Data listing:

☆ ☆ ☆ ☆ ☆ ☆ ☆

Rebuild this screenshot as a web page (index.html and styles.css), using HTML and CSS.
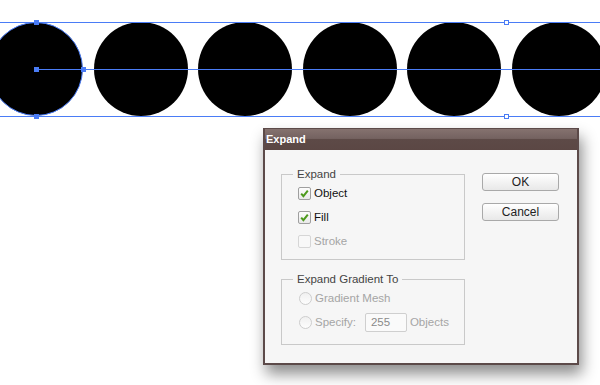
FILE: index.html
```html
<!DOCTYPE html>
<html lang="en">
<head>
    <meta charset="UTF-8">
    <meta name="viewport" content="width=device-width, initial-scale=1.0">
    <title>Expand</title>
    <link rel="stylesheet" href="styles.css">
</head>
<body>
    <div class="artboard">
        <div class="circles">
            <div class="dot selected"></div>
            <div class="dot"></div>
            <div class="dot"></div>
            <div class="dot"></div>
            <div class="dot"></div>
            <div class="dot"></div>
        </div>

        <!-- selection overlay -->
        <div class="bbox"></div>
        <div class="path-line"></div>
        <span class="handle solid h-top"></span>
        <span class="handle solid h-center"></span>
        <span class="handle solid h-right"></span>
        <span class="handle solid h-bottom"></span>
        <span class="handle hollow h-box-top"></span>
        <span class="handle hollow h-box-bottom"></span>
    </div>

    <div class="dialog">
        <div class="dialog-title">Expand</div>
        <div class="dialog-body">
            <div class="groups">
                <fieldset class="group">
                    <legend>Expand</legend>
                    <label class="row">
                        <span class="check on"><svg viewBox="0 0 13 13" width="13" height="13"><path d="M3.2 6.6 L5.4 9.2 L9.8 3.6" fill="none" stroke="#4d9a1c" stroke-width="2"/></svg></span>
                        Object
                    </label>
                    <label class="row">
                        <span class="check on"><svg viewBox="0 0 13 13" width="13" height="13"><path d="M3.2 6.6 L5.4 9.2 L9.8 3.6" fill="none" stroke="#4d9a1c" stroke-width="2"/></svg></span>
                        Fill
                    </label>
                    <label class="row disabled">
                        <span class="check"></span>
                        Stroke
                    </label>
                </fieldset>

                <fieldset class="group group-gradient">
                    <legend>Expand Gradient To</legend>
                    <label class="row disabled">
                        <span class="radio"></span>
                        Gradient Mesh
                    </label>
                    <label class="row disabled">
                        <span class="radio"></span>
                        Specify:
                        <span class="num">255</span>
                        Objects
                    </label>
                </fieldset>
            </div>

            <div class="buttons">
                <button class="btn">OK</button>
                <button class="btn">Cancel</button>
            </div>
        </div>
    </div>
</body>
</html>
```

FILE: styles.css
```css
body {
    margin: 0;
    width: 600px;
    height: 385px;
    overflow: hidden;
    background: #fff;
    font-family: 'Liberation Sans', Arial, sans-serif;
    font-size: 11.5px;
}
.artboard {
    position: relative;
    padding-top: 22px;
    height: 95px;
}
.circles {
    display: flex;
    gap: 10.6px;
    margin-left: -11px;
}
.dot {
    flex: none;
    width: 94px;
    height: 94px;
    border-radius: 50%;
    background: #000;
}
.dot.selected {
    box-sizing: border-box;
    border: 1px solid #4a7cf6;
}
.bbox {
    position: absolute;
    top: 22px;
    left: 0;
    right: 0;
    height: 93px;
    border-top: 1px solid #4a7cf6;
    border-bottom: 1px solid #4a7cf6;
}
.path-line {
    position: absolute;
    top: 69px;
    left: 36px;
    right: 0;
    height: 1px;
    background: #4a7cf6;
}
.handle {
    position: absolute;
    width: 5px;
    height: 5px;
    box-sizing: border-box;
    margin: -2px 0 0 -2px;
}
.handle.solid {
    background: #4a7cf6;
}
.handle.hollow {
    background: #fff;
    border: 1px solid #4a7cf6;
}
.h-top { left: 36px; top: 22px; }
.h-center { left: 36px; top: 69px; }
.h-right { left: 83px; top: 69px; }
.h-bottom { left: 36px; top: 116px; }
.h-box-top { left: 506px; top: 22px; }
.h-box-bottom { left: 506px; top: 116px; }

/* dialog */
.dialog {
    margin: 11px 0 0 263px;
    width: 316px;
    box-sizing: border-box;
    border: 2px solid #5c4a49;
    border-top-width: 1px;
    background: #f6f6f6;
    box-shadow: 3px 9px 14px rgba(0, 0, 0, 0.45);
}
.dialog-title {
    height: 21px;
    line-height: 21px;
    padding-left: 1px;
    color: #fff;
    font-weight: bold;
    font-size: 11px;
    background: linear-gradient(#85726f, #746260 45%, #5d4a47 50%, #5b4744);
}
.dialog-body {
    display: flex;
    gap: 17px;
    padding: 17px 18px 18px 16px;
}
.groups {
    display: flex;
    flex-direction: column;
    gap: 12px;
}
.group {
    width: 184px;
    box-sizing: border-box;
    margin: 0;
    padding: 0 0 6px 16px;
    border: 1px solid #c9c9c9;
}
.group legend {
    padding: 0 4px;
    margin-left: -5px;
    color: #444;
    line-height: 14px;
}
.group-gradient {
    padding-bottom: 10px;
}
.row {
    display: flex;
    align-items: center;
    gap: 3px;
    height: 24px;
    color: #111;
}
.row.disabled {
    color: #a5a5a5;
}
.check {
    width: 13px;
    height: 13px;
    box-sizing: border-box;
    border: 1px solid #9f9f9f;
    border-radius: 2px;
    background: linear-gradient(#fdfdfd, #e9e9e9);
    display: flex;
}
.row.disabled .check {
    border-color: #d6d6d6;
    background: #f8f8f8;
}
.check svg {
    margin: -1px;
}
.radio {
    width: 13px;
    height: 13px;
    box-sizing: border-box;
    margin-left: 1px;
    border: 1px solid #cdcdcd;
    border-radius: 50%;
    background: linear-gradient(#f0f0f0, #fdfdfd);
}
.num {
    width: 42px;
    height: 19px;
    box-sizing: border-box;
    margin-left: 6px;
    padding-left: 5px;
    line-height: 17px;
    border: 1px solid #cfcfcf;
    border-radius: 2px;
    background: #fafafa;
    color: #8a8a8a;
}
.buttons {
    display: flex;
    flex-direction: column;
    gap: 12px;
    padding-top: 6px;
}
.btn {
    width: 77px;
    height: 18px;
    padding: 0;
    font-family: inherit;
    font-size: 12px;
    color: #222;
    border: 1px solid #a9a9a9;
    border-radius: 3px;
    background: linear-gradient(#ffffff, #e8e8e8);
}
```
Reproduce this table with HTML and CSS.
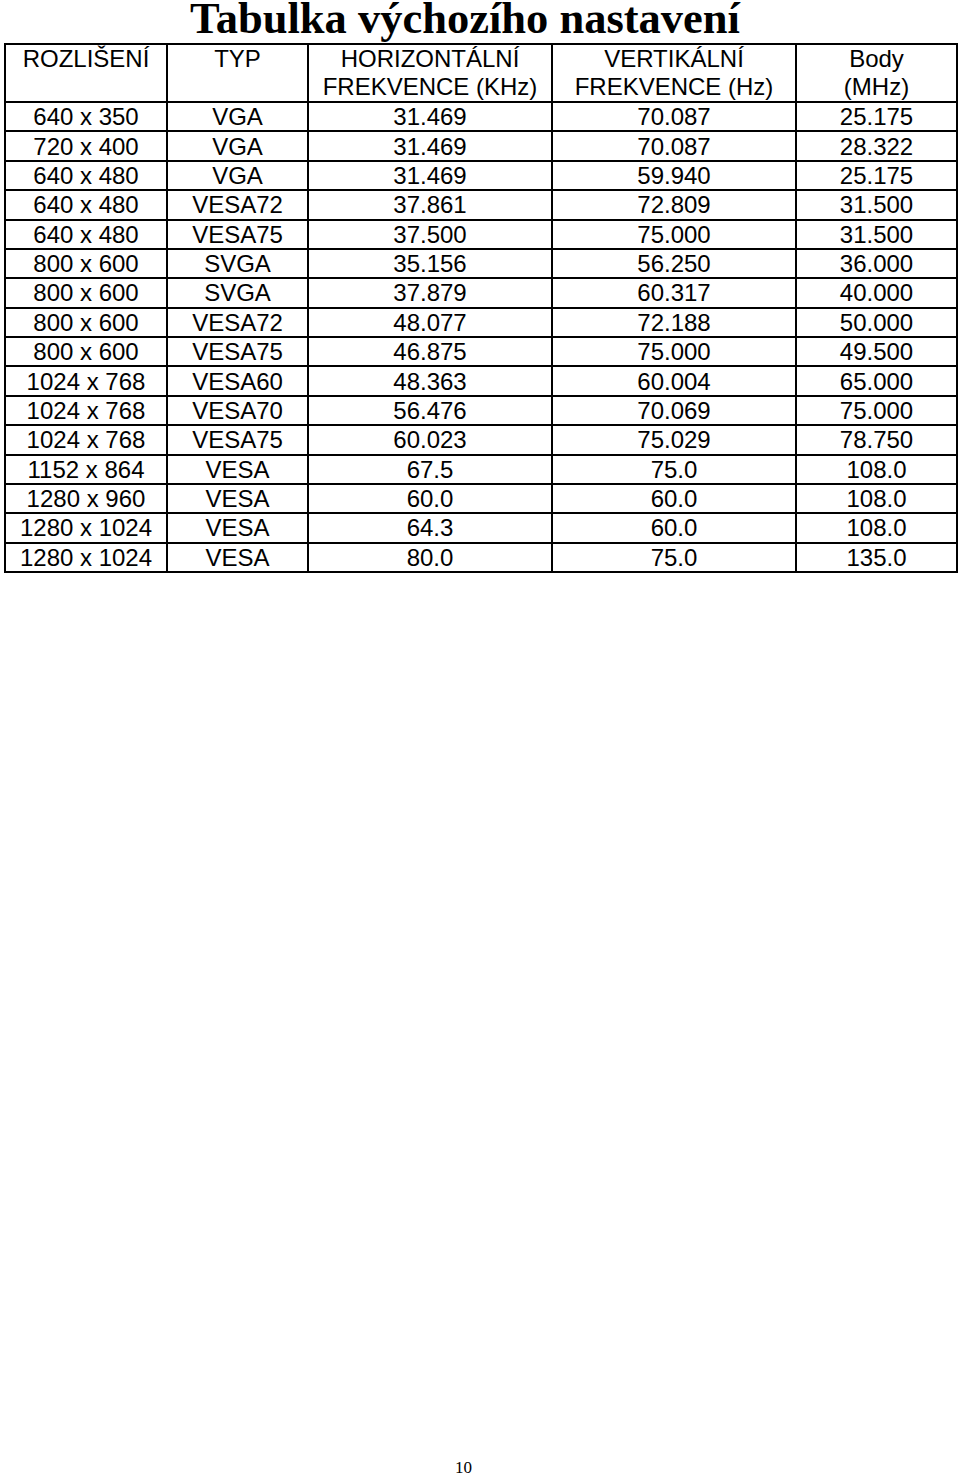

☆ ☆ ☆ ☆ ☆ ☆ ☆

Give every line above again exactly, with no pictures.

▶ Output below:
Rebuild this screenshot as a web page (index.html and styles.css), using HTML and CSS.
FILE: index.html
```html
<!DOCTYPE html>
<html lang="en">
<head>
    <meta charset="UTF-8">
    <meta name="viewport" content="width=device-width, initial-scale=1.0">
    <title>Expand</title>
    <link rel="stylesheet" href="styles.css">
</head>
<body>
    <div class="artboard">
        <div class="circles">
            <div class="dot selected"></div>
            <div class="dot"></div>
            <div class="dot"></div>
            <div class="dot"></div>
            <div class="dot"></div>
            <div class="dot"></div>
        </div>

        <!-- selection overlay -->
        <div class="bbox"></div>
        <div class="path-line"></div>
        <span class="handle solid h-top"></span>
        <span class="handle solid h-center"></span>
        <span class="handle solid h-right"></span>
        <span class="handle solid h-bottom"></span>
        <span class="handle hollow h-box-top"></span>
        <span class="handle hollow h-box-bottom"></span>
    </div>

    <div class="dialog">
        <div class="dialog-title">Expand</div>
        <div class="dialog-body">
            <div class="groups">
                <fieldset class="group">
                    <legend>Expand</legend>
                    <label class="row">
                        <span class="check on"><svg viewBox="0 0 13 13" width="13" height="13"><path d="M3.2 6.6 L5.4 9.2 L9.8 3.6" fill="none" stroke="#4d9a1c" stroke-width="2"/></svg></span>
                        Object
                    </label>
                    <label class="row">
                        <span class="check on"><svg viewBox="0 0 13 13" width="13" height="13"><path d="M3.2 6.6 L5.4 9.2 L9.8 3.6" fill="none" stroke="#4d9a1c" stroke-width="2"/></svg></span>
                        Fill
                    </label>
                    <label class="row disabled">
                        <span class="check"></span>
                        Stroke
                    </label>
                </fieldset>

                <fieldset class="group group-gradient">
                    <legend>Expand Gradient To</legend>
                    <label class="row disabled">
                        <span class="radio"></span>
                        Gradient Mesh
                    </label>
                    <label class="row disabled">
                        <span class="radio"></span>
                        Specify:
                        <span class="num">255</span>
                        Objects
                    </label>
                </fieldset>
            </div>

            <div class="buttons">
                <button class="btn">OK</button>
                <button class="btn">Cancel</button>
            </div>
        </div>
    </div>
</body>
</html>
```

FILE: styles.css
```css
body {
    margin: 0;
    width: 600px;
    height: 385px;
    overflow: hidden;
    background: #fff;
    font-family: 'Liberation Sans', Arial, sans-serif;
    font-size: 11.5px;
}
.artboard {
    position: relative;
    padding-top: 22px;
    height: 95px;
}
.circles {
    display: flex;
    gap: 10.6px;
    margin-left: -11px;
}
.dot {
    flex: none;
    width: 94px;
    height: 94px;
    border-radius: 50%;
    background: #000;
}
.dot.selected {
    box-sizing: border-box;
    border: 1px solid #4a7cf6;
}
.bbox {
    position: absolute;
    top: 22px;
    left: 0;
    right: 0;
    height: 93px;
    border-top: 1px solid #4a7cf6;
    border-bottom: 1px solid #4a7cf6;
}
.path-line {
    position: absolute;
    top: 69px;
    left: 36px;
    right: 0;
    height: 1px;
    background: #4a7cf6;
}
.handle {
    position: absolute;
    width: 5px;
    height: 5px;
    box-sizing: border-box;
    margin: -2px 0 0 -2px;
}
.handle.solid {
    background: #4a7cf6;
}
.handle.hollow {
    background: #fff;
    border: 1px solid #4a7cf6;
}
.h-top { left: 36px; top: 22px; }
.h-center { left: 36px; top: 69px; }
.h-right { left: 83px; top: 69px; }
.h-bottom { left: 36px; top: 116px; }
.h-box-top { left: 506px; top: 22px; }
.h-box-bottom { left: 506px; top: 116px; }

/* dialog */
.dialog {
    margin: 11px 0 0 263px;
    width: 316px;
    box-sizing: border-box;
    border: 2px solid #5c4a49;
    border-top-width: 1px;
    background: #f6f6f6;
    box-shadow: 3px 9px 14px rgba(0, 0, 0, 0.45);
}
.dialog-title {
    height: 21px;
    line-height: 21px;
    padding-left: 1px;
    color: #fff;
    font-weight: bold;
    font-size: 11px;
    background: linear-gradient(#85726f, #746260 45%, #5d4a47 50%, #5b4744);
}
.dialog-body {
    display: flex;
    gap: 17px;
    padding: 17px 18px 18px 16px;
}
.groups {
    display: flex;
    flex-direction: column;
    gap: 12px;
}
.group {
    width: 184px;
    box-sizing: border-box;
    margin: 0;
    padding: 0 0 6px 16px;
    border: 1px solid #c9c9c9;
}
.group legend {
    padding: 0 4px;
    margin-left: -5px;
    color: #444;
    line-height: 14px;
}
.group-gradient {
    padding-bottom: 10px;
}
.row {
    display: flex;
    align-items: center;
    gap: 3px;
    height: 24px;
    color: #111;
}
.row.disabled {
    color: #a5a5a5;
}
.check {
    width: 13px;
    height: 13px;
    box-sizing: border-box;
    border: 1px solid #9f9f9f;
    border-radius: 2px;
    background: linear-gradient(#fdfdfd, #e9e9e9);
    display: flex;
}
.row.disabled .check {
    border-color: #d6d6d6;
    background: #f8f8f8;
}
.check svg {
    margin: -1px;
}
.radio {
    width: 13px;
    height: 13px;
    box-sizing: border-box;
    margin-left: 1px;
    border: 1px solid #cdcdcd;
    border-radius: 50%;
    background: linear-gradient(#f0f0f0, #fdfdfd);
}
.num {
    width: 42px;
    height: 19px;
    box-sizing: border-box;
    margin-left: 6px;
    padding-left: 5px;
    line-height: 17px;
    border: 1px solid #cfcfcf;
    border-radius: 2px;
    background: #fafafa;
    color: #8a8a8a;
}
.buttons {
    display: flex;
    flex-direction: column;
    gap: 12px;
    padding-top: 6px;
}
.btn {
    width: 77px;
    height: 18px;
    padding: 0;
    font-family: inherit;
    font-size: 12px;
    color: #222;
    border: 1px solid #a9a9a9;
    border-radius: 3px;
    background: linear-gradient(#ffffff, #e8e8e8);
}
```
Reproduce this table with HTML and CSS.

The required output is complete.